Dois-je rappeler que jusqu'à présent nos chers élus nous ont déjà coûté plus de 1 milliard de dinars? En tant que citoyen qui pleure sa patrie je ne peux rester inexpressif face à une telle dérive. Ça suffit!

La «productivité» des élus ou le salaire d'efficience

Une des théories économiques en matière d'analyse du marché du travail et plus précisément de l'analyse de la complexe relation salaire/travail: nous citerons la théorie du salaire d'efficience.

Pour aller vite, je dirai que le fondement de cette analyse repose sur l'hypothèse que la productivité de chaque salarié dépend de son effort: un effort qui croît, jusqu'à une certaine limite (capacité), avec le salaire versé. Le salaire optimum, dit «d'efficience», est alors tel que l'élasticité de l'effort par rapport au salaire est unitaire.

Deux ans après les élections du 23 octobre 2011, le projet de constitution est repoussé et balayé pour tous les constitutionnalistes; aucune date pour les prochaines élections n'est fixée; l'insécurité s'est installée et la dette galopante est devenue un fardeau à la fois pour la génération présente et future. Pour couronner le tout, des demandes récurrentes, en dépit de toute moralité, émanent de nos élus pour revaloriser leurs rémunération et indemnités.

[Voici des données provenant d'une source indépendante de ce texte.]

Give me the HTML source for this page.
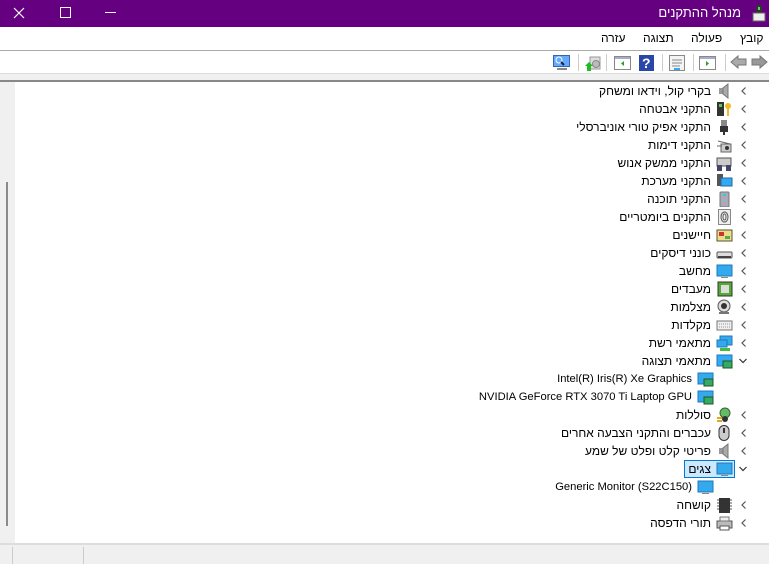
<!DOCTYPE html>
<html><head><meta charset="utf-8"><style>
*{margin:0;padding:0;box-sizing:border-box}
body{width:769px;height:564px;overflow:hidden;background:#fff;font-family:"Segoe UI","Liberation Sans","Noto Sans CJK SC",sans-serif;font-size:12px;color:#000;position:relative}
.abs{position:absolute}
#title{left:0;top:0;width:769px;height:27px;background:#650080}
#title .t{right:28px;top:5px;color:#fff;font-size:13px;direction:rtl;white-space:nowrap}
#menu{top:28px;left:0;width:769px;height:22px}
#menu span{position:absolute;top:3px;font-size:12px}
.row{position:absolute;height:18px;width:769px;left:0}
.row .tx{position:absolute;top:1px;white-space:nowrap;direction:rtl;line-height:16px}
.row .lat{font-size:11.2px}
.row svg{position:absolute;top:1px}
.chev{position:absolute;top:1px}
</style></head><body>
<div id="title" class="abs">
<svg class="abs" style="left:13px;top:7px" width="12" height="12"><path d="M1 1L11 11M11 1L1 11" stroke="#fff" stroke-width="1.2"/></svg>
<div class="abs" style="left:60px;top:7px;width:11px;height:11px;border:1px solid #fff"></div>
<div class="abs" style="left:105px;top:12px;width:11px;height:1px;background:#fff"></div>
<span class="t abs">מנהל ההתקנים</span>
<svg class="abs" style="left:752px;top:4px" width="14" height="18"><rect x="4" y="1" width="6" height="8" fill="#333"/><rect x="6" y="3" width="2" height="3" fill="#6c6"/><rect x="1" y="9" width="12" height="8" fill="#eee" stroke="#666"/></svg>
</div>
<div id="menu" class="abs">
<span style="left:740px">קובץ</span><span style="left:691px">פעולה</span><span style="left:643px">תצוגה</span><span style="left:601px">עזרה</span>
</div>
<div class="abs" style="top:50px;left:0;width:769px;height:1px;background:#aaa"></div>
<div class="abs" style="top:51px;left:0;width:769px;height:22px;background:#fff"></div>
<div class="abs" style="top:73px;left:0;width:769px;height:1px;background:#ddd"></div>
<div class="abs" style="top:74px;left:0;width:769px;height:6px;background:#f0f0f0"></div>
<div class="abs" style="top:80px;left:0;width:769px;height:2px;background:#888"></div>
<svg class="abs" style="left:0;top:51px" width="769" height="22">
<g stroke="#ccc"><line x1="725.5" y1="3" x2="725.5" y2="20"/><line x1="693.5" y1="3" x2="693.5" y2="20"/><line x1="662.5" y1="3" x2="662.5" y2="20"/><line x1="606.5" y1="3" x2="606.5" y2="20"/><line x1="578.5" y1="3" x2="578.5" y2="20"/></g>
<path d="M752 11l7-6v3h8v6h-8v3z" fill="#999" stroke="#777" transform="translate(1519 0) scale(-1 1)"/>
<path d="M731 11l7-6v3h8v6h-8v3z" fill="#aaa" stroke="#777"/>
<rect x="699.5" y="5.5" width="16" height="13" fill="#fff" stroke="#888"/><rect x="700" y="6" width="15" height="2" fill="#aac"/><path d="M706 10v5l3-2.5z" fill="#393"/>
<rect x="669.5" y="4.5" width="15" height="15" fill="#f4f4f4" stroke="#888"/><g stroke="#888"><line x1="672" y1="9" x2="682" y2="9"/><line x1="672" y1="12" x2="682" y2="12"/><line x1="672" y1="15" x2="680" y2="15"/></g><rect x="674" y="17" width="6" height="2" fill="#3ae"/>
<rect x="639" y="4" width="15" height="16" fill="#2847a8"/><text x="642" y="17" fill="#fff" font-size="14" font-weight="bold" font-family="Liberation Sans">?</text>
<rect x="614.5" y="5.5" width="16" height="13" fill="#fff" stroke="#888"/><rect x="615" y="6" width="15" height="2" fill="#aac"/><path d="M624 10v5l-3-2.5z" fill="#393"/>
<rect x="590" y="6" width="10" height="12" fill="#ddd" stroke="#999"/><circle cx="596" cy="13" r="3.5" fill="#bbb" stroke="#888"/><path d="M585 15l4-4 4 4h-2v5h-4v-5z" fill="#2b2"/>
<rect x="553.5" y="4.5" width="16" height="11" fill="#6af" stroke="#36a"/><circle cx="559" cy="9" r="3" fill="none" stroke="#fff"/><line x1="561" y1="11" x2="564" y2="14" stroke="#124" stroke-width="2"/><rect x="557" y="17" width="10" height="2" fill="#888"/>
</svg>
<div class="abs" style="left:0;top:82px;width:15px;height:462px;background:#f0f0f0"></div>
<div class="abs" style="left:6px;top:182px;width:2px;height:344px;background:#8a8a8a"></div>
<div class="abs" style="top:543px;left:0;width:769px;height:2px;background:#ddd"></div>
<div class="abs" style="top:545px;left:0;width:769px;height:19px;background:#f0f0f0"></div>
<div class="abs" style="top:547px;left:12px;width:1px;height:17px;background:#ccc"></div>
<div class="abs" style="top:547px;left:83px;width:1px;height:17px;background:#ccc"></div>

<div id="rows"></div>
<script>
var items=[
["בקרי קול, וידאו ומשחק","spk",0],["התקני אבטחה","sec",0],["התקני אפיק טורי אוניברסלי","usb",0],["התקני דימות","cam2",0],["התקני ממשק אנוש","hid",0],["התקני מערכת","sys",0],["התקני תוכנה","sw",0],["התקנים ביומטריים","bio",0],["חיישנים","sen",0],["כונני דיסקים","disk",0],["מחשב","mon",0],["מעבדים","cpu",0],["מצלמות","web",0],["מקלדות","kb",0],["מתאמי רשת","net",0],["מתאמי תצוגה","disp",2],
["Intel(R) Iris(R) Xe Graphics","disp",1],["NVIDIA GeForce RTX 3070 Ti Laptop GPU","disp",1],
["סוללות","bat",0],["עכברים והתקני הצבעה אחרים","mouse",0],["פריטי קלט ופלט של שמע","spk",0],["צגים","mon",3],["Generic Monitor (S22C150)","mon",1],["קושחה","fw",0],["תורי הדפסה","prn",0]];
function icon(t){
return {
spk:'<rect x="3" y="5" width="4" height="6" fill="#999"/><path d="M7 5l5-4v14l-5-4z" fill="#aaa" stroke="#777"/>',
sec:'<rect x="1" y="1" width="7" height="14" fill="#333"/><rect x="3" y="3" width="3" height="3" fill="#5c5"/><circle cx="12" cy="5" r="3" fill="#eb2"/><rect x="11" y="7" width="2" height="8" fill="#eb2"/>',
usb:'<rect x="5" y="1" width="6" height="6" fill="#888"/><rect x="4" y="7" width="8" height="6" fill="#333"/><rect x="7" y="13" width="2" height="3" fill="#333"/>',
cam2:'<rect x="5" y="7" width="10" height="8" fill="#ccc" stroke="#666"/><circle cx="11" cy="11" r="2" fill="#333"/><path d="M1 9h5M2 4l12 3" stroke="#666"/>',
hid:'<rect x="1" y="3" width="14" height="8" fill="#ccc" stroke="#555"/><rect x="1" y="10" width="5" height="6" fill="#446"/><rect x="10" y="10" width="5" height="6" fill="#446"/>',
sys:'<rect x="1" y="1" width="6" height="12" fill="#555"/><rect x="5" y="5" width="11" height="8" fill="#3ae" stroke="#26a"/>',
sw:'<rect x="4" y="1" width="9" height="15" rx="1" fill="#aab" stroke="#777"/><rect x="7" y="3" width="3" height="2" fill="#3cc"/>',
bio:'<rect x="2.5" y="0.5" width="12" height="15" fill="#eee" stroke="#888"/><ellipse cx="8.5" cy="8" rx="3.5" ry="5" fill="none" stroke="#555"/><ellipse cx="8.5" cy="8" rx="1.5" ry="3" fill="none" stroke="#555"/>',
sen:'<rect x="1" y="3" width="15" height="11" fill="#ed8" stroke="#553"/><rect x="3" y="5" width="5" height="4" fill="#c33"/><rect x="9" y="9" width="5" height="3" fill="#5a5"/>',
disk:'<rect x="1" y="7" width="15" height="6" rx="1" fill="#ddd" stroke="#555"/><rect x="2" y="11" width="13" height="2" fill="#444"/>',
mon:'<rect x="1" y="2" width="15" height="11" fill="#3ae" stroke="#27b"/><rect x="5" y="14" width="7" height="1" fill="#888"/>',
cpu:'<rect x="2" y="1" width="14" height="14" fill="#5a3" stroke="#333"/><rect x="5" y="4" width="8" height="8" fill="#ddd"/>',
web:'<circle cx="8" cy="7" r="6" fill="#ddd" stroke="#555"/><circle cx="8" cy="7" r="3" fill="#333"/><rect x="3" y="13" width="10" height="2" fill="#777"/>',
kb:'<rect x="1" y="4" width="15" height="9" fill="#eee" stroke="#777"/><path d="M3 7h11M3 10h11" stroke="#999" stroke-dasharray="1 1"/>',
net:'<rect x="4" y="1" width="12" height="9" fill="#3ae" stroke="#27b"/><rect x="1" y="5" width="10" height="7" fill="#3ae" stroke="#27b"/><rect x="4" y="13" width="10" height="3" fill="#4b4"/>',
disp:'<rect x="1" y="2" width="15" height="11" fill="#3ae" stroke="#27b"/><rect x="7" y="8" width="9" height="7" fill="#3a6" stroke="#252"/>',
bat:'<circle cx="9" cy="6" r="5" fill="#6b6" stroke="#363"/><path d="M1 11h5M1 14h5" stroke="#da2" stroke-width="2"/><circle cx="9" cy="12" r="3" fill="#333"/>',
mouse:'<rect x="3" y="0.5" width="10" height="15" rx="5" fill="#ccc" stroke="#333"/><rect x="7" y="3" width="2" height="5" fill="#333"/>',
fw:'<rect x="3" y="1" width="11" height="15" fill="#333"/><path d="M1 3h2M1 6h2M1 9h2M1 12h2M14 3h2M14 6h2M14 9h2M14 12h2" stroke="#555"/>',
prn:'<rect x="1" y="6" width="15" height="7" fill="#bbb" stroke="#555"/><rect x="4" y="2" width="9" height="4" fill="#eee" stroke="#777"/><rect x="4" y="11" width="9" height="4" fill="#fff" stroke="#555"/>'
}[t];
}
var h='';
items.forEach(function(it,i){
var top=82+i*18, child=it[2]==1, lvl=child?19:0;
var iconX=716-lvl, txR=769-711+lvl;
h+='<div class="row" style="top:'+top+'px">';
if(it[2]==3) h+='<div class="abs" style="left:684px;top:0;width:51px;height:18px;background:#cce8ff;border:1px solid #0078d7"></div>';
if(!child){
 if(it[2]==2||it[2]==3) h+='<svg class="chev" style="left:738px" width="10" height="16"><path d="M1.5 6l3.5 3.5 3.5-3.5" fill="none" stroke="#333" stroke-width="1.2"/></svg>';
 else h+='<svg class="chev" style="left:739px" width="10" height="16"><path d="M6.5 4.5l-3.5 3.5 3.5 3.5" fill="none" stroke="#555" stroke-width="1.2"/></svg>';
}
h+='<svg style="left:'+iconX+'px" width="17" height="16">'+icon(it[1])+'</svg>';
h+='<span class="tx'+(child?' lat':'')+'" style="right:'+txR+'px">'+it[0]+'</span></div>';
});
document.getElementById('rows').innerHTML=h;
</script>
</body></html>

Le salaire net de 3.200 dinars que gagne un élu serait-il insuffisant? Ce salaire ne représente-il pas déjà près de 11 fois le salaire minimum en Tunisie? N'est-il pas déjà un salaire optimum, un salaire donc d'efficience? Mais en fait quels sont les critères d'évaluation, de mesure, de la «productivité» de nos élus? Et où réside, dans ce cas, leur efficience?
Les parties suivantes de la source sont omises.